株価も為替もともに30数年ぶりの水準となった日本ですが、金利だけが低い状態が続いています。そのような中、日本銀行の植田和男総裁の発言などから、近年は誰も意識することのなかった「金利のある世界」の到来がささやかれています。実際に訪れた場合、気になるのは住宅ローンの行方や株価の動向です。「金利のある世界」への備え方を専門家2人に聞きました。

マイナス金利の解除は「無風でいけそう」「混乱生む可能性も」

日銀の植田総裁は2月22日、日本経済が「インフレの状態にある」と踏み込んだ発言をし、マイナス金利の政策修正に向けた地ならしではないかとの臆測が広がりました。

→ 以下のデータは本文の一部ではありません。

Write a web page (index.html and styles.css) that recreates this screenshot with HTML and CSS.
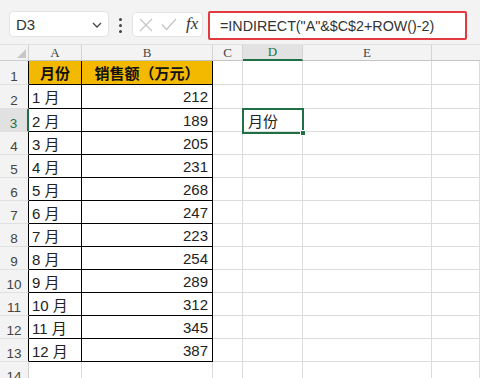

大和証券でチーフエコノミストを務める末廣徹さんは発言を受けて「マイナス金利の解除はあるのでは」と話します。

一方で、「マイナス金利を解除して株価の上昇をとめたとなると、日銀が批判されるので、あまり『利上げ』や『引き下げ』という空気は出したくないはずです。けれど、マイナス金利は異例の政策で副作用も多いのでやめたい、というようにバランスが難しい。ただ、発言後もマーケットはそこまで動かなかったので、無風でいけそうな感じもします」と説明します。

みずほリサーチ&テクノロジーズで主席エコノミストを務める宮嵜浩さんも「解除しようとすると、マーケットの大きな混乱を生んでしまう可能性もあります。けれど、マーケットを落ち着かせる上手なコミュニケーションを日銀はとっている印象があります」と話します。